Introduction
Forests in the North Coast Region face multiple stressors, including uncharacteristic large wildfires, droughts, pests and diseases, invasive species, and land use changes, including increased development in the WUI. Forest management during the colonial era, including more than a century of fire exclusion, as well as climate change, have exacerbated these problems. At the ecosystem scale, these stressors are leading to the loss and conversion of forest land and loss of the many ecosystem services provided by healthy forests.
Restoring healthy and resilient forests requires a profound change in how forests are managed. The right tools must be applied at the right time and place, by the array of entities in the region with experience and responsibilities in wildfire management. Tribes should be supported in reinstating Indigenous land stewardship strategies, including cultural burning. All landowners and land managers, public and private, should be supported in applying adaptive management to restore fire frequency and reduce hazardous fuel loads over the long term. In order to do so, it is imperative to increase local capacity, including a cadre of well-equipped and trained natural resources professionals who will steward the land, with short- and long-term use of vegetation management, beneficial fire, and the increased use of managed fire for resource benefits.
From “Increase Pace and Scale” to “Increase Pace, Scope, and Scale”
The imperative to “increase the pace and scale” of wildland fuel treatments has become a common theme in natural resource management. While it is undoubtedly true that the “pace and scale” of landscape-level treatments to create healthy, functional, and fire-resilient ecosystems is critical, it is important to qualify and update this statement. Resilient and healthy forests result from reestablishing pre-colonial fire regimes and reinstating land stewardship practices used by California Tribes since time immemorial, which value interconnected and healthy watersheds and biodiversity, including culturally important species. Increasing “pace and scale” cannot refer simply to removing hazardous fuel loads, but must also include the reintroduction of local Indigenous knowledge and practice and Tribal stewardship strategies with leadership from local Tribes, adapting to the changing climatic and fuel conditions which may influence fire behavior and intensity. Some species need to be reduced, thinned, or removed, while others need to be reintroduced or increased as they are critical cultural resources which also play a role in ecosystem health, carbon sequestration, and regional fire resilience. Given excessive hazardous fuel loads increasing since colonization, North Coast forests need to be brought back into balance. Restoration of habitats lost to a century of fire suppression and conifer encroachment (i.e., native grass and forb meadows, wet meadows, and oak woodlands) should be encouraged where feasible and practical. The reintroduction of beneficial fire is central to all these efforts.

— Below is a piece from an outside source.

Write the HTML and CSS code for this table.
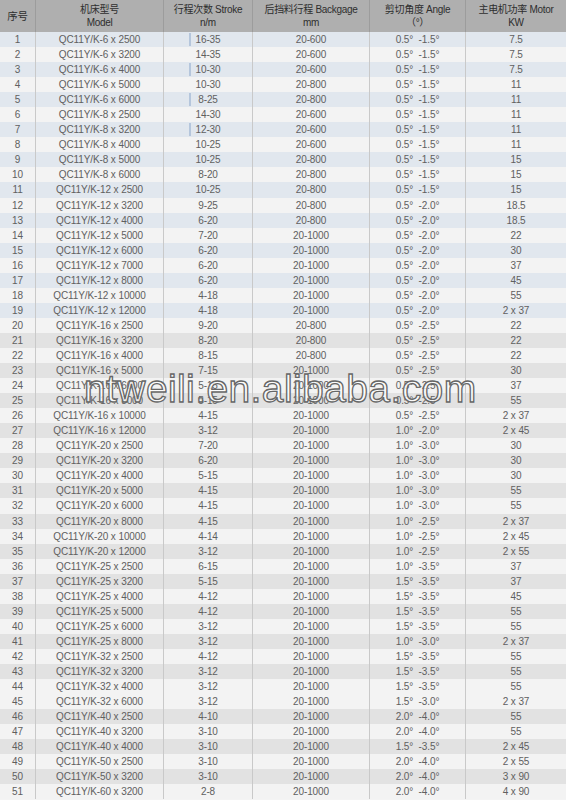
FILE: index.html
```html
<!DOCTYPE html>
<html>
<head>
<meta charset="utf-8">
<link rel="stylesheet" href="styles.css">
</head>
<body>
<div class="sheet">
  <div class="row head">
    <div class="c">序号</div>
    <div class="c">机床型号<br>Model</div>
    <div class="c">行程次数 Stroke<br>n/m</div>
    <div class="c">后挡料行程 Backgage<br>mm</div>
    <div class="c">剪切角度 Angle<br>（°）</div>
    <div class="c">主电机功率 Motor<br>KW</div>
  </div>
  <div class="row b"><div class="c">1</div><div class="c">QC11Y/K-6 x 2500</div><div class="c tick">16-35</div><div class="c">20-600</div><div class="c">0.5°&nbsp; -1.5°</div><div class="c">7.5</div></div>
  <div class="row w"><div class="c">2</div><div class="c">QC11Y/K-6 x 3200</div><div class="c">14-35</div><div class="c">20-600</div><div class="c">0.5°&nbsp; -1.5°</div><div class="c">7.5</div></div>
  <div class="row b"><div class="c">3</div><div class="c">QC11Y/K-6 x 4000</div><div class="c tick">10-30</div><div class="c">20-600</div><div class="c">0.5°&nbsp; -1.5°</div><div class="c">7.5</div></div>
  <div class="row w"><div class="c">4</div><div class="c">QC11Y/K-6 x 5000</div><div class="c">10-30</div><div class="c">20-800</div><div class="c">0.5°&nbsp; -1.5°</div><div class="c">11</div></div>
  <div class="row b"><div class="c">5</div><div class="c">QC11Y/K-6 x 6000</div><div class="c tick">8-25</div><div class="c">20-800</div><div class="c">0.5°&nbsp; -1.5°</div><div class="c">11</div></div>
  <div class="row w"><div class="c">6</div><div class="c">QC11Y/K-8 x 2500</div><div class="c">14-30</div><div class="c">20-600</div><div class="c">0.5°&nbsp; -1.5°</div><div class="c">11</div></div>
  <div class="row b"><div class="c">7</div><div class="c">QC11Y/K-8 x 3200</div><div class="c tick">12-30</div><div class="c">20-600</div><div class="c">0.5°&nbsp; -1.5°</div><div class="c">11</div></div>
  <div class="row w"><div class="c">8</div><div class="c">QC11Y/K-8 x 4000</div><div class="c">10-25</div><div class="c">20-600</div><div class="c">0.5°&nbsp; -1.5°</div><div class="c">11</div></div>
  <div class="row b"><div class="c">9</div><div class="c">QC11Y/K-8 x 5000</div><div class="c">10-25</div><div class="c">20-800</div><div class="c">0.5°&nbsp; -1.5°</div><div class="c">15</div></div>
  <div class="row w"><div class="c">10</div><div class="c">QC11Y/K-8 x 6000</div><div class="c">8-20</div><div class="c">20-800</div><div class="c">0.5°&nbsp; -1.5°</div><div class="c">15</div></div>
  <div class="row b"><div class="c">11</div><div class="c">QC11Y/K-12 x 2500</div><div class="c">10-25</div><div class="c">20-800</div><div class="c">0.5°&nbsp; -1.5°</div><div class="c">15</div></div>
  <div class="row w"><div class="c">12</div><div class="c">QC11Y/K-12 x 3200</div><div class="c">9-25</div><div class="c">20-800</div><div class="c">0.5°&nbsp; -2.0°</div><div class="c">18.5</div></div>
  <div class="row b"><div class="c">13</div><div class="c">QC11Y/K-12 x 4000</div><div class="c">6-20</div><div class="c">20-800</div><div class="c">0.5°&nbsp; -2.0°</div><div class="c">18.5</div></div>
  <div class="row w"><div class="c">14</div><div class="c">QC11Y/K-12 x 5000</div><div class="c">7-20</div><div class="c">20-1000</div><div class="c">0.5°&nbsp; -2.0°</div><div class="c">22</div></div>
  <div class="row b"><div class="c">15</div><div class="c">QC11Y/K-12 x 6000</div><div class="c">6-20</div><div class="c">20-1000</div><div class="c">0.5°&nbsp; -2.0°</div><div class="c">30</div></div>
  <div class="row w"><div class="c">16</div><div class="c">QC11Y/K-12 x 7000</div><div class="c">6-20</div><div class="c">20-1000</div><div class="c">0.5°&nbsp; -2.0°</div><div class="c">37</div></div>
  <div class="row b"><div class="c">17</div><div class="c">QC11Y/K-12 x 8000</div><div class="c">6-20</div><div class="c">20-1000</div><div class="c">0.5°&nbsp; -2.0°</div><div class="c">45</div></div>
  <div class="row w"><div class="c">18</div><div class="c">QC11Y/K-12 x 10000</div><div class="c">4-18</div><div class="c">20-1000</div><div class="c">0.5°&nbsp; -2.0°</div><div class="c">55</div></div>
  <div class="row b"><div class="c">19</div><div class="c">QC11Y/K-12 x 12000</div><div class="c">4-18</div><div class="c">20-1000</div><div class="c">0.5°&nbsp; -2.0°</div><div class="c">2 x 37</div></div>
  <div class="row w"><div class="c">20</div><div class="c">QC11Y/K-16 x 2500</div><div class="c">9-20</div><div class="c">20-800</div><div class="c">0.5°&nbsp; -2.5°</div><div class="c">22</div></div>
  <div class="row g"><div class="c">21</div><div class="c">QC11Y/K-16 x 3200</div><div class="c">8-20</div><div class="c">20-800</div><div class="c">0.5°&nbsp; -2.5°</div><div class="c">22</div></div>
  <div class="row w"><div class="c">22</div><div class="c">QC11Y/K-16 x 4000</div><div class="c">8-15</div><div class="c">20-800</div><div class="c">0.5°&nbsp; -2.5°</div><div class="c">22</div></div>
  <div class="row g"><div class="c">23</div><div class="c">QC11Y/K-16 x 5000</div><div class="c">7-15</div><div class="c">20-1000</div><div class="c">0.5°&nbsp; -2.5°</div><div class="c">30</div></div>
  <div class="row w"><div class="c">24</div><div class="c">QC11Y/K-16 x 6000</div><div class="c">5-15</div><div class="c">20-1000</div><div class="c">0.5°&nbsp; -2.5°</div><div class="c">37</div></div>
  <div class="row g"><div class="c">25</div><div class="c">QC11Y/K-16 x 8000</div><div class="c">5-15</div><div class="c">20-1000</div><div class="c">0.5°&nbsp; -2.5°</div><div class="c">55</div></div>
  <div class="row w"><div class="c">26</div><div class="c">QC11Y/K-16 x 10000</div><div class="c">4-15</div><div class="c">20-1000</div><div class="c">0.5°&nbsp; -2.5°</div><div class="c">2 x 37</div></div>
  <div class="row g"><div class="c">27</div><div class="c">QC11Y/K-16 x 12000</div><div class="c">3-12</div><div class="c">20-1000</div><div class="c">1.0°&nbsp; -2.0°</div><div class="c">2 x 45</div></div>
  <div class="row w"><div class="c">28</div><div class="c">QC11Y/K-20 x 2500</div><div class="c">7-20</div><div class="c">20-1000</div><div class="c">1.0°&nbsp; -3.0°</div><div class="c">30</div></div>
  <div class="row g"><div class="c">29</div><div class="c">QC11Y/K-20 x 3200</div><div class="c">6-20</div><div class="c">20-1000</div><div class="c">1.0°&nbsp; -3.0°</div><div class="c">30</div></div>
  <div class="row w"><div class="c">30</div><div class="c">QC11Y/K-20 x 4000</div><div class="c">5-15</div><div class="c">20-1000</div><div class="c">1.0°&nbsp; -3.0°</div><div class="c">30</div></div>
  <div class="row g"><div class="c">31</div><div class="c">QC11Y/K-20 x 5000</div><div class="c">4-15</div><div class="c">20-1000</div><div class="c">1.0°&nbsp; -3.0°</div><div class="c">55</div></div>
  <div class="row w"><div class="c">32</div><div class="c">QC11Y/K-20 x 6000</div><div class="c">4-15</div><div class="c">20-1000</div><div class="c">1.0°&nbsp; -3.0°</div><div class="c">55</div></div>
  <div class="row g"><div class="c">33</div><div class="c">QC11Y/K-20 x 8000</div><div class="c">4-15</div><div class="c">20-1000</div><div class="c">1.0°&nbsp; -2.5°</div><div class="c">2 x 37</div></div>
  <div class="row w"><div class="c">34</div><div class="c">QC11Y/K-20 x 10000</div><div class="c">4-14</div><div class="c">20-1000</div><div class="c">1.0°&nbsp; -2.5°</div><div class="c">2 x 45</div></div>
  <div class="row g"><div class="c">35</div><div class="c">QC11Y/K-20 x 12000</div><div class="c">3-12</div><div class="c">20-1000</div><div class="c">1.0°&nbsp; -2.5°</div><div class="c">2 x 55</div></div>
  <div class="row w"><div class="c">36</div><div class="c">QC11Y/K-25 x 2500</div><div class="c">6-15</div><div class="c">20-1000</div><div class="c">1.0°&nbsp; -3.5°</div><div class="c">37</div></div>
  <div class="row g"><div class="c">37</div><div class="c">QC11Y/K-25 x 3200</div><div class="c">5-15</div><div class="c">20-1000</div><div class="c">1.5°&nbsp; -3.5°</div><div class="c">37</div></div>
  <div class="row w"><div class="c">38</div><div class="c">QC11Y/K-25 x 4000</div><div class="c">4-12</div><div class="c">20-1000</div><div class="c">1.5°&nbsp; -3.5°</div><div class="c">45</div></div>
  <div class="row g"><div class="c">39</div><div class="c">QC11Y/K-25 x 5000</div><div class="c">4-12</div><div class="c">20-1000</div><div class="c">1.5°&nbsp; -3.5°</div><div class="c">55</div></div>
  <div class="row w"><div class="c">40</div><div class="c">QC11Y/K-25 x 6000</div><div class="c">3-12</div><div class="c">20-1000</div><div class="c">1.5°&nbsp; -3.5°</div><div class="c">55</div></div>
  <div class="row g"><div class="c">41</div><div class="c">QC11Y/K-25 x 8000</div><div class="c">3-12</div><div class="c">20-1000</div><div class="c">1.0°&nbsp; -3.0°</div><div class="c">2 x 37</div></div>
  <div class="row w"><div class="c">42</div><div class="c">QC11Y/K-32 x 2500</div><div class="c">4-12</div><div class="c">20-1000</div><div class="c">1.5°&nbsp; -3.5°</div><div class="c">55</div></div>
  <div class="row g"><div class="c">43</div><div class="c">QC11Y/K-32 x 3200</div><div class="c">3-12</div><div class="c">20-1000</div><div class="c">1.5°&nbsp; -3.5°</div><div class="c">55</div></div>
  <div class="row w"><div class="c">44</div><div class="c">QC11Y/K-32 x 4000</div><div class="c">3-12</div><div class="c">20-1000</div><div class="c">1.5°&nbsp; -3.5°</div><div class="c">55</div></div>
  <div class="row w"><div class="c">45</div><div class="c">QC11Y/K-32 x 6000</div><div class="c">3-12</div><div class="c">20-1000</div><div class="c">1.5°&nbsp; -3.0°</div><div class="c">2 x 37</div></div>
  <div class="row g"><div class="c">46</div><div class="c">QC11Y/K-40 x 2500</div><div class="c">4-10</div><div class="c">20-1000</div><div class="c">2.0°&nbsp; -4.0°</div><div class="c">55</div></div>
  <div class="row w"><div class="c">47</div><div class="c">QC11Y/K-40 x 3200</div><div class="c">3-10</div><div class="c">20-1000</div><div class="c">2.0°&nbsp; -4.0°</div><div class="c">55</div></div>
  <div class="row g"><div class="c">48</div><div class="c">QC11Y/K-40 x 4000</div><div class="c">3-10</div><div class="c">20-1000</div><div class="c">1.5°&nbsp; -3.5°</div><div class="c">2 x 45</div></div>
  <div class="row w"><div class="c">49</div><div class="c">QC11Y/K-50 x 2500</div><div class="c">3-10</div><div class="c">20-1000</div><div class="c">2.0°&nbsp; -4.0°</div><div class="c">2 x 55</div></div>
  <div class="row g"><div class="c">50</div><div class="c">QC11Y/K-50 x 3200</div><div class="c">3-10</div><div class="c">20-1000</div><div class="c">2.0°&nbsp; -4.0°</div><div class="c">3 x 90</div></div>
  <div class="row w"><div class="c">51</div><div class="c">QC11Y/K-60 x 3200</div><div class="c">2-8</div><div class="c">20-1000</div><div class="c">2.0°&nbsp; -4.0°</div><div class="c">4 x 90</div></div>
  <div class="watermark">ntweili.en.alibaba.com</div>
</div>
</body>
</html>
```

FILE: styles.css
```css
html, body {
  margin: 0;
  padding: 0;
  background: #f4f4f4;
}
.sheet {
  position: relative;
  width: 566px;
  height: 800px;
  overflow: hidden;
  font-family: "Liberation Sans", Arial, "Noto Sans CJK SC", sans-serif;
  color: #606060;
  font-size: 10px;
}
.row {
  display: grid;
  grid-template-columns: 36px 128px 89px 117px 96px 100px;
  height: 15.06px;
}
.row .c {
  display: flex;
  align-items: center;
  justify-content: center;
  border-right: 1px solid #c9c9c9;
  white-space: nowrap;
  letter-spacing: -0.1px;
}
.row .c:last-child {
  border-right: none;
}
.head {
  height: 32px;
  background: #afafaf;
  color: #2e2e2e;
  font-size: 10px;
  line-height: 13px;
}
.head .c {
  text-align: center;
  border-right: 1px solid #9c9c9c;
  letter-spacing: -0.3px;
}
.head .c:first-child {
  font-size: 10.5px;
}
.b { background: #e1e7ee; }
.w { background: #f3f3f3; }
.g { background: #e2e2e2; }
.tick {
  position: relative;
}
.tick::before {
  content: "";
  position: absolute;
  left: 25px;
  top: 1px;
  bottom: 1px;
  width: 2px;
  background: #b5c6dc;
}
.watermark {
  position: absolute;
  left: 84px;
  top: 367px;
  font-family: "Liberation Sans", Arial, sans-serif;
  font-size: 39px;
  letter-spacing: 0.4px;
  color: rgba(255, 255, 255, 0.8);
  -webkit-text-stroke: 1.3px #666666;
  white-space: nowrap;
}
```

Therefore, with the encouragement of our Indigenous partners, we use the phrase “Increase pace, scope, and scale” rather than “Increase pace and scale” in this plan. We do this in order to acknowledge the need for an increase in both the quantity of land treated, and the types of stewardship treatments practiced. Activities to reduce hazardous fuel loads should also create and maintain more natural landscape conditions that are resilient to fire, pests, and climate stressors, rather than focusing exclusively on mechanical thinning and the removal of forest biomass to achieve reduction in hazardous fuel loads. A better understanding of pre-fire exclusion era forest structure and process is emerging, and will guide the restoration of fire processes at the landscape scale in a contemporary context.
“Indigenous cultural practitioners have applied fire to this landscape since time immemorial, influencing ecosystems with practices grounded in indigenous science, often referred to as Traditional Ecological Knowledge. Fire ecology, a budding western science, acknowledges the complexity inherent in the relationships between living organisms and fire, a concept which Indigenous cultures have long worked with. As we collectively confront climate change and its effects on our fire-dependent ecosystems, the state of the environment cannot be uncoupled from a century of fire suppression and the criminalization of Indigenous Peoples for their use of cultural burning and other lifeways rooted in place. . . Fortunately, the cultural and legal landscape is changing. Indigenous leaders are reclaiming the right to use the ancestral knowledge and practices essential to this region. Fire will be a part of life for the foreseeable future. By following the guidance of Indigenous leaders, we can ally with fire to restore ecosystem health and connectivity, encourage fire-resilient plant, animal, and human communities, and enhance climate resilience.”